(Nutrition information is calculated using an ingredient database and should be considered an estimate.)
Heat the oven to 180C/160C fan. Line 2 x 12 hole cupcake trays with cupcake cases.
Beat the Flora and sugar together until light and creamy.
Whisk the egg in, then add the melted chocolate. Sift in the self-raising flour, baking powder and cocoa powder. Then add the oat milk and food colouring, if using. Finally stir in the boiling water.
Spoon into the cupcake cases and bake for 20 mins, remove and cool on a wire rack.
Use a whisk to beat the Flora with the icing sugar until light, then add the vanilla essence, cocoa powder and cooled melted chocolate.

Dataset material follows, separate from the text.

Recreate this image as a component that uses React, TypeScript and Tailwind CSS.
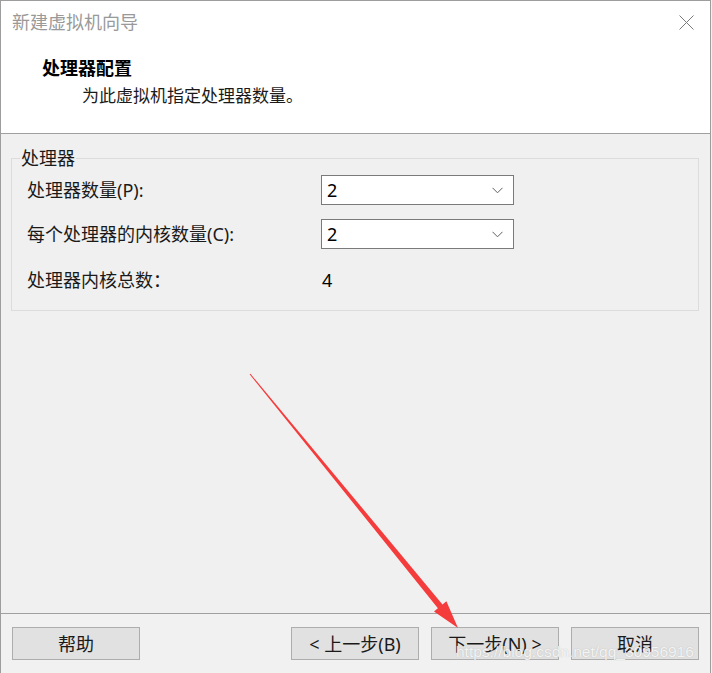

Transfer to a piping bag with a star nozzle. Use a small sharp knife to cut a hole into the cooled cupcakes, working carefully to not reach the bottom, reserving the ‘lid’ of each hole. Fill with chocolate chips then press the ‘lid’ back on top.
Pipe the icing on top of the cupcakes and dust with cocoa powder.
Roll out the white fondant icing and cut out fangs. Also roll some out to create eyes and use the black fondant icing to make little balls to put on top of the white fondant eyes.
Place the decorations on the cupcakes. Alternatively use sweets to decorate.